In the late 1990s, Sidney Moncrief was nominated to be inducted into the Basketball Hall of Fame four straight years. The Little Rock Hall High alumnus wasn’t voted in, though, and now stands as the one of the top two non-inducted guards in the game’s history. “I think in time that will happen,” Moncrief, a former Razorback All-American, told me on the phone today. “There’s a time frame for everything.” Former NBA commissioner David Stern, who’s being inducted today, told me Moncrief deserves to join him one day. I believe such a moment will happen sooner than later but that’s a story for a different time.

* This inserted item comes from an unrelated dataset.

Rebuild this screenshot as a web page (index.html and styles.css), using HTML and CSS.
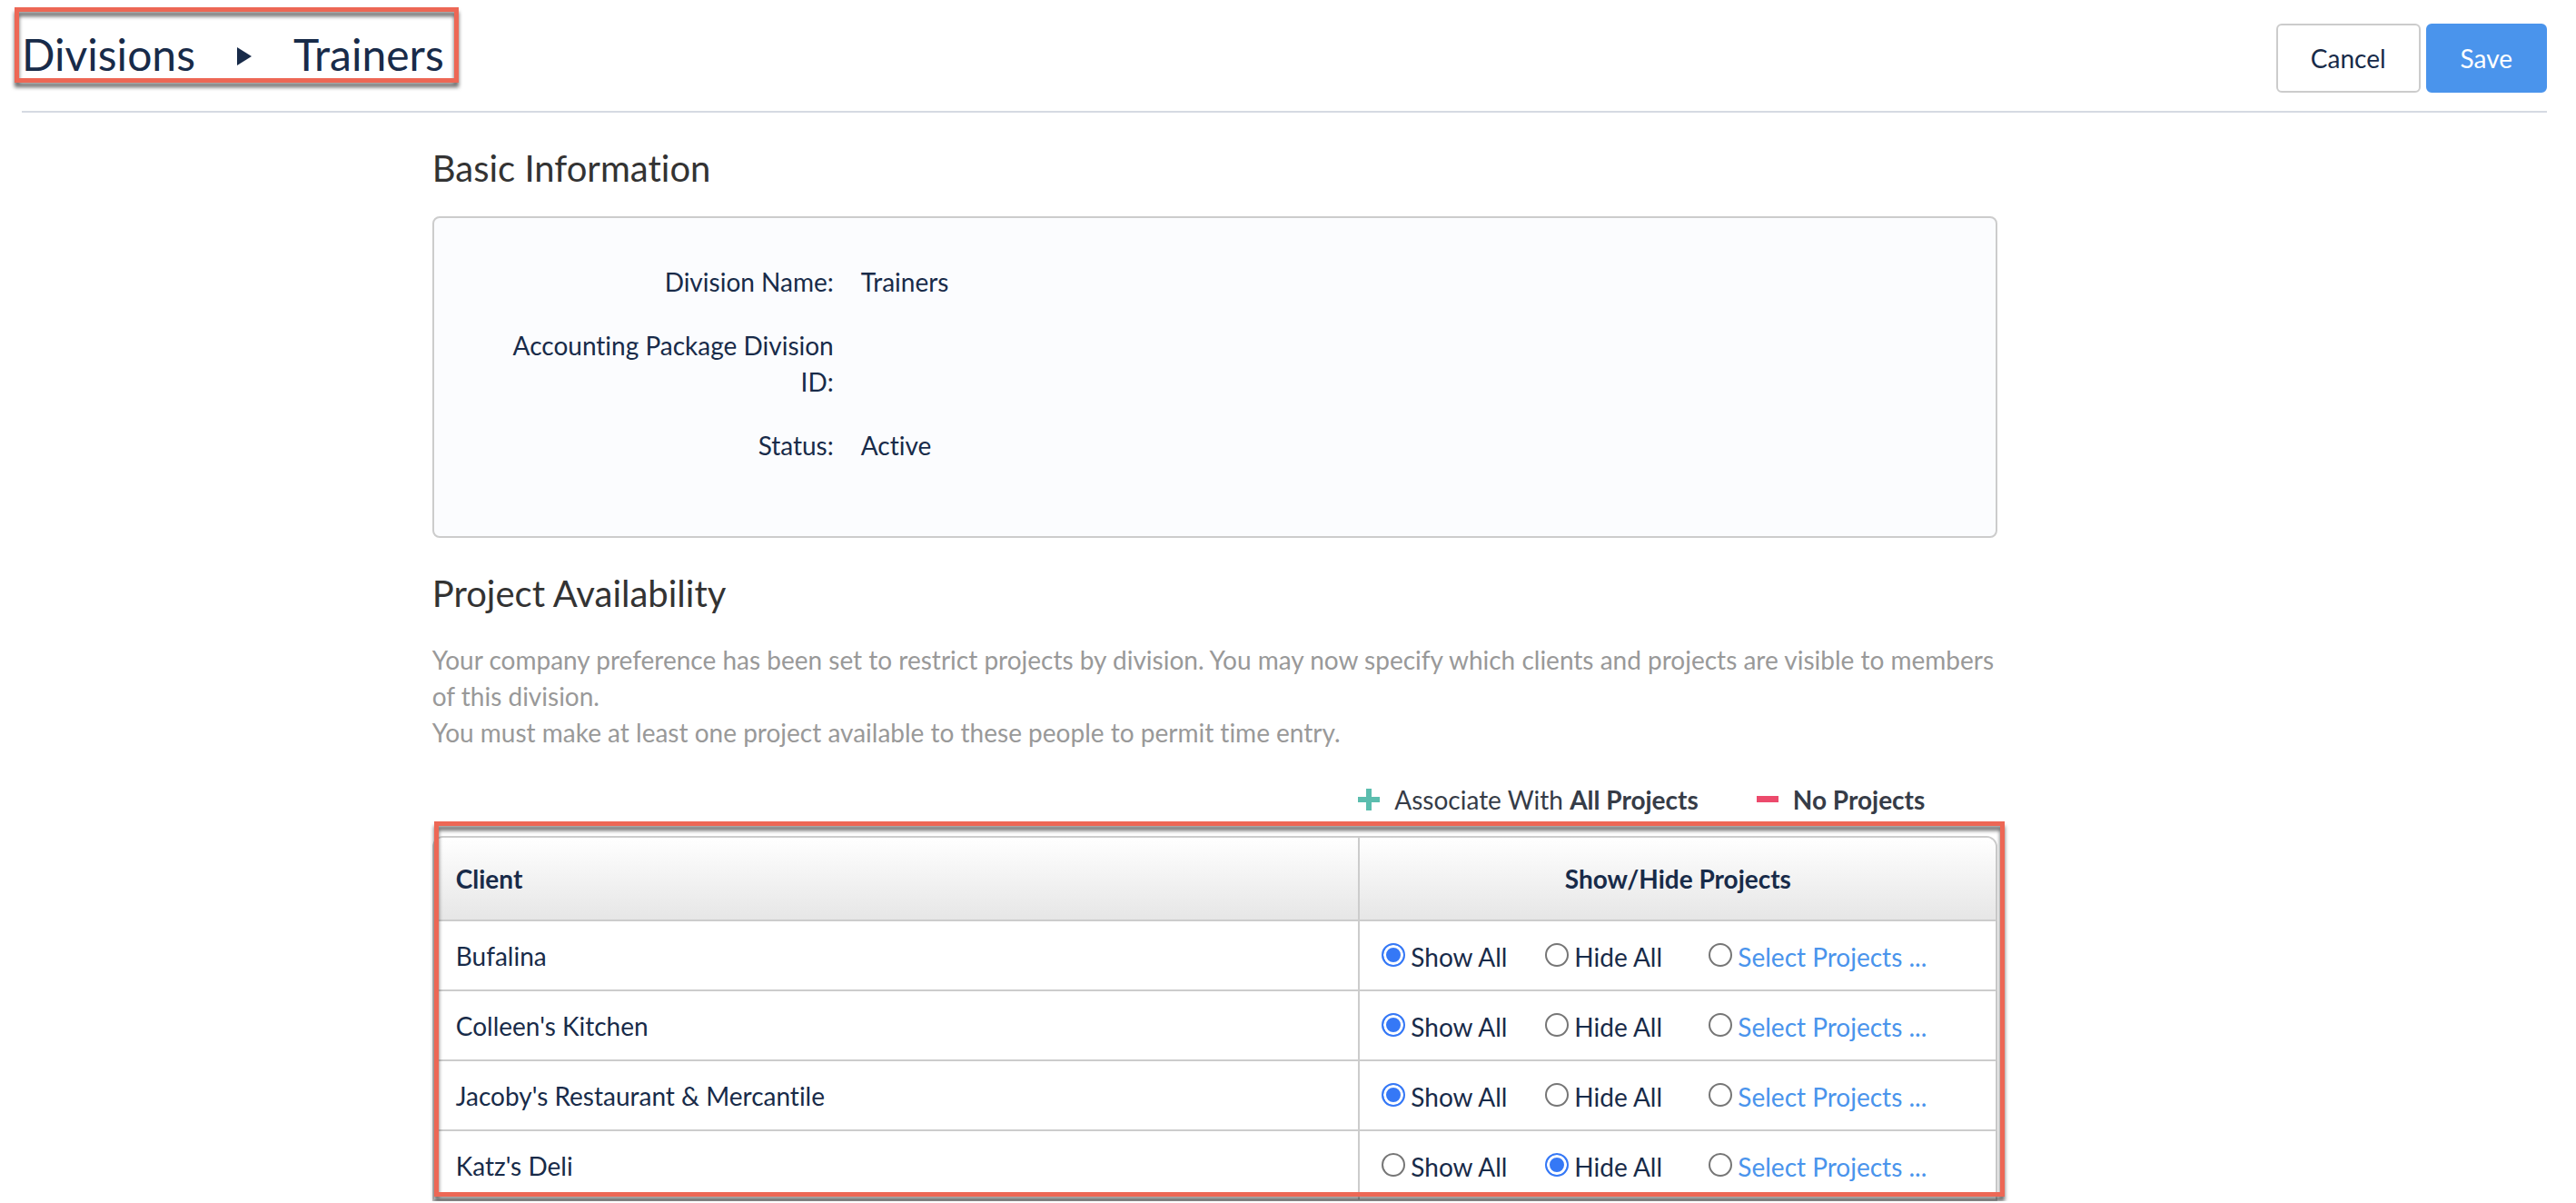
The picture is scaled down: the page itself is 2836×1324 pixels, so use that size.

In the meantime, let’s focus on a Razorback who got in on his first try: Nolan Richardson. Few Division I coaches not named Roy Williams or Jim Boeheim have won 500 games in shorter time than he did, and nobody before or since has taken the University of Arkansas to the same heights. Tonight is Richardson’s night, and here’s Moncrief’s take on it:

“I was very excited for Nolan. The impact he’s had on the game of basketball and people-wise … It goes beyond basketball; It’s overall impact on people, more specifically when you’re a college coach, it’s all about the young men you are leading and the impact that you have on them. And he’s done that for years. I’m very proud he was [chosen to be] inducted.”

PS – Moncrief now lives in Dallas, where he runs his own business and has written five books. He’s currently working on a book called “Your Passport to Manhood,” the latest in a Passport-themed series. Last season, he worked as a Milwaukee Bucks analyst but he said it isn’t set if he will return to that position.